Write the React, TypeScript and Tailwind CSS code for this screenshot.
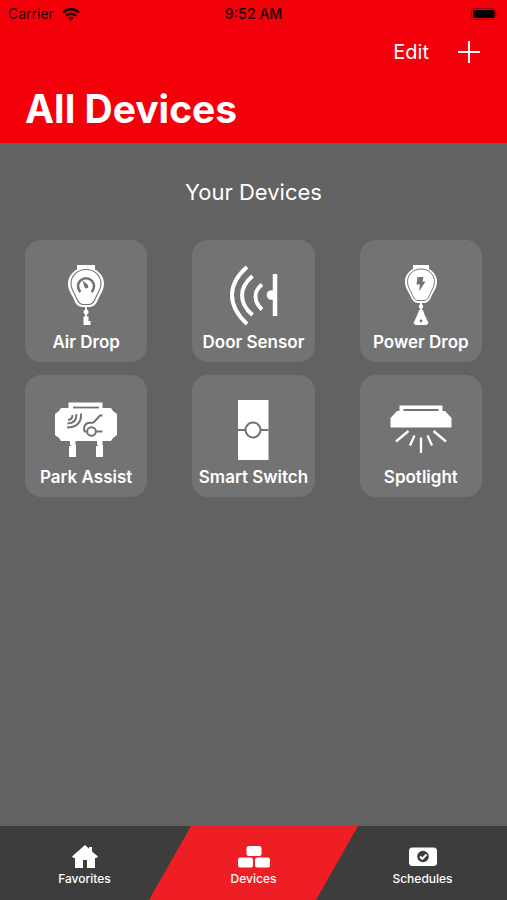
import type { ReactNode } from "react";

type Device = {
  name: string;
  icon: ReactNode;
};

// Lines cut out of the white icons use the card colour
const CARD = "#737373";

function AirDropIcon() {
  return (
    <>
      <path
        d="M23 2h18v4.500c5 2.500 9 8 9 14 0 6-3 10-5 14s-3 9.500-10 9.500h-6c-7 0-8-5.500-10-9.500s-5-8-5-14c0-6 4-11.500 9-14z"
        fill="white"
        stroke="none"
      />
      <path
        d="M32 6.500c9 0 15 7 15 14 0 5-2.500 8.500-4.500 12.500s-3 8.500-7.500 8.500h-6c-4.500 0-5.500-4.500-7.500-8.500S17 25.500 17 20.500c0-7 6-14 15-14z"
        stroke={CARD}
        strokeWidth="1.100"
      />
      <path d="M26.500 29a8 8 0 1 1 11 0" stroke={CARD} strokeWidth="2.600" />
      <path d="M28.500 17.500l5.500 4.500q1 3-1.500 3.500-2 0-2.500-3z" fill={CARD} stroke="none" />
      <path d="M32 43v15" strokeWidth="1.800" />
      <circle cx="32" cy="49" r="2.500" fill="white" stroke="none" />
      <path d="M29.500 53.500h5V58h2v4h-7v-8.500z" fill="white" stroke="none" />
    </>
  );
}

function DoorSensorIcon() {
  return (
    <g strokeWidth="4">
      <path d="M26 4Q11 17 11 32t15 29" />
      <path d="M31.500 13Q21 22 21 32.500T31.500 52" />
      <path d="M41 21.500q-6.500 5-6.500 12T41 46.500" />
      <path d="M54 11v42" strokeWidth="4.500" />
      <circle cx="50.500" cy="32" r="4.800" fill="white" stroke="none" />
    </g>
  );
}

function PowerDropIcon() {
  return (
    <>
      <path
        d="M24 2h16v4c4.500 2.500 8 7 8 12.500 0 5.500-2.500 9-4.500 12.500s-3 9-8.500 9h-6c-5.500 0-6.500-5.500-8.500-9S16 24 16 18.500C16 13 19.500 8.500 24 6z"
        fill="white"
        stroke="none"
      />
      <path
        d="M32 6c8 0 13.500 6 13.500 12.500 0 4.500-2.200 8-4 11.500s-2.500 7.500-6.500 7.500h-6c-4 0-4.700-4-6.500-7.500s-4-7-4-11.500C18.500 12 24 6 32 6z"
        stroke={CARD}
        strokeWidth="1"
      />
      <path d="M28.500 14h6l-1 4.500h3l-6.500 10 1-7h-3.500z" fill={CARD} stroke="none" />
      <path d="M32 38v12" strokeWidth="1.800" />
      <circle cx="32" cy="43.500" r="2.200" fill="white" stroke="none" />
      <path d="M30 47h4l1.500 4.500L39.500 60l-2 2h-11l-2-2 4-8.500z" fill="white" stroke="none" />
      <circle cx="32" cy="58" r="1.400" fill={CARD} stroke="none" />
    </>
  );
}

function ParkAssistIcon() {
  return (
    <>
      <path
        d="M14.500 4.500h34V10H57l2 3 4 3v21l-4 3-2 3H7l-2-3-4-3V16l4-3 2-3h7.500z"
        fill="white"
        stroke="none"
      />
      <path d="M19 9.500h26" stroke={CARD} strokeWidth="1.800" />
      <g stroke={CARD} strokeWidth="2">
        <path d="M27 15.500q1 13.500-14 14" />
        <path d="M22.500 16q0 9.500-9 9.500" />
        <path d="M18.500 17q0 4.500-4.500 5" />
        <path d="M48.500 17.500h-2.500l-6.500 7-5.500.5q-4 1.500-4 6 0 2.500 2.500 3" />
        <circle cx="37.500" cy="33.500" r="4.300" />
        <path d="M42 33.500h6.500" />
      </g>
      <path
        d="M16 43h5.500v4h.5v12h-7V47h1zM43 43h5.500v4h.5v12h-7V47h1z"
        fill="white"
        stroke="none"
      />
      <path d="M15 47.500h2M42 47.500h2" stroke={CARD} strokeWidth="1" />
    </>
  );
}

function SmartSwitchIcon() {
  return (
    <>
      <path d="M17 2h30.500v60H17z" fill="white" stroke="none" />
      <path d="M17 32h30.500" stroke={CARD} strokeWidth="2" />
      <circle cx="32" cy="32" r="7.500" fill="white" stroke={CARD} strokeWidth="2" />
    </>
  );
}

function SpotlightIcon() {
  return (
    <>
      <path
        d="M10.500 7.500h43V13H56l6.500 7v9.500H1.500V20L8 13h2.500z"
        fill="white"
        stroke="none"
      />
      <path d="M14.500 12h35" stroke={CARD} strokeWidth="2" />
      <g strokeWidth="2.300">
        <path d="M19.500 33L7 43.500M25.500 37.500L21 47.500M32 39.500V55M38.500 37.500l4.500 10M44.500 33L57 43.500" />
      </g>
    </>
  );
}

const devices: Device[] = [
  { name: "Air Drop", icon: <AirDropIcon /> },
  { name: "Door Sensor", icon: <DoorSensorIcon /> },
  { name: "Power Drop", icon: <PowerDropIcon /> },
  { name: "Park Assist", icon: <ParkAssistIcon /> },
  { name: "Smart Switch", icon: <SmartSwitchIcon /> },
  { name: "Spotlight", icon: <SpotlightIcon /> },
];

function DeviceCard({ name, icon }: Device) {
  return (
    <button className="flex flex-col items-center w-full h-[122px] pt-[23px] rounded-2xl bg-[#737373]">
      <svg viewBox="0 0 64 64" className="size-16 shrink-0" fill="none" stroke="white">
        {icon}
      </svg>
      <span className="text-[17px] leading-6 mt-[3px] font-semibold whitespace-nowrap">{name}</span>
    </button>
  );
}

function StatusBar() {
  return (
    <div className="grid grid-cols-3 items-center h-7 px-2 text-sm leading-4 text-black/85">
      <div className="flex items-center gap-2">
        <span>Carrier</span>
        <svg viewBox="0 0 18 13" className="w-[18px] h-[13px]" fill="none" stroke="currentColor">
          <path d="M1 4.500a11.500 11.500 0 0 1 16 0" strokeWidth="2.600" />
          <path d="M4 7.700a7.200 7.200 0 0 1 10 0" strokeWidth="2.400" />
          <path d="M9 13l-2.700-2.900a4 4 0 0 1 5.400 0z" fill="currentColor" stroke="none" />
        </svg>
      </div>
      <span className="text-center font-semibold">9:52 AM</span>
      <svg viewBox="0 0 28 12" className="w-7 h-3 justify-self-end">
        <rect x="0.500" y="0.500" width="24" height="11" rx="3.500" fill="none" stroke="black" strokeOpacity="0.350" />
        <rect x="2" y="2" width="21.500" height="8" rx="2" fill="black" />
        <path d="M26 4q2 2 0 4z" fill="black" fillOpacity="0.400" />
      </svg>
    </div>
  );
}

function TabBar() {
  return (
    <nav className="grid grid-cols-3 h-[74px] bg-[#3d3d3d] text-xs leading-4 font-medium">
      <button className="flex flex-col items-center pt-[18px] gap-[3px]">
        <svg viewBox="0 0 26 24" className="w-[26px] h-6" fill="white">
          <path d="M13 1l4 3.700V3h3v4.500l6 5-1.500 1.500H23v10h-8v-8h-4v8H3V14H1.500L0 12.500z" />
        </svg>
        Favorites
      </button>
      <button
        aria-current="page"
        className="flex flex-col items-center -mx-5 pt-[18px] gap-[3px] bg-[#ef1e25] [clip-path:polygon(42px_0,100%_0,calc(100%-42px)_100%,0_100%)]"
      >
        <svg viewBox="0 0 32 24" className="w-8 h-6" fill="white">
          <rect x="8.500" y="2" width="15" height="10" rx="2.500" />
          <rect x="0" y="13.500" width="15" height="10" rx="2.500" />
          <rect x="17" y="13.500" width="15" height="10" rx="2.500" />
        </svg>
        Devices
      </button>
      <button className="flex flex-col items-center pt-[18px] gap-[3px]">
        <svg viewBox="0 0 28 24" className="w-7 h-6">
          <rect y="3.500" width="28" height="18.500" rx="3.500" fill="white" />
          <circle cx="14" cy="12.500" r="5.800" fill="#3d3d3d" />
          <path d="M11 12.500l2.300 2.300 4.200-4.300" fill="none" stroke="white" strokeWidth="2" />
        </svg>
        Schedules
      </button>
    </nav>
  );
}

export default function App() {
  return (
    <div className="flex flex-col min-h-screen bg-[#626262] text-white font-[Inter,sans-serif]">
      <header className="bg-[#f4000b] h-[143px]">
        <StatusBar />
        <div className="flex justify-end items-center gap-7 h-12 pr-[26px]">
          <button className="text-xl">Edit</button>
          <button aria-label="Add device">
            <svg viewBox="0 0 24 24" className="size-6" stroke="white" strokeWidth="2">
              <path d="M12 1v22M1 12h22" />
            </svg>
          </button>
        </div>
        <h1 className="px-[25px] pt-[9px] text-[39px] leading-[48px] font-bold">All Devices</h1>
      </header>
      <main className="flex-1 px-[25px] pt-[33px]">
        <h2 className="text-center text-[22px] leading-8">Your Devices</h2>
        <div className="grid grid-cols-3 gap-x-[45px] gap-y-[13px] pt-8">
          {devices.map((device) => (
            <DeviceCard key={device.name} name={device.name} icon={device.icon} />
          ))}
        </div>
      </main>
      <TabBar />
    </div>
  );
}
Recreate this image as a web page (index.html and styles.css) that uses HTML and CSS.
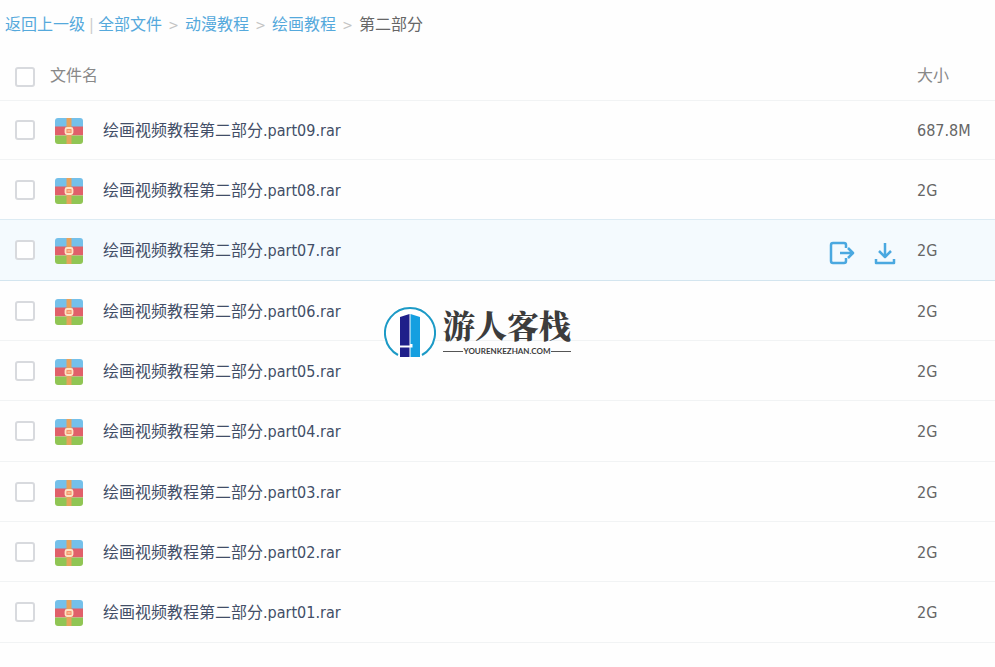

• [TASK BRIEF]: Extract all lines that hold the word "page".

• [FULL SOLUTION]:
        aria-current="page"
Recreate this image as a web page (index.html and styles.css) that uses HTML and CSS.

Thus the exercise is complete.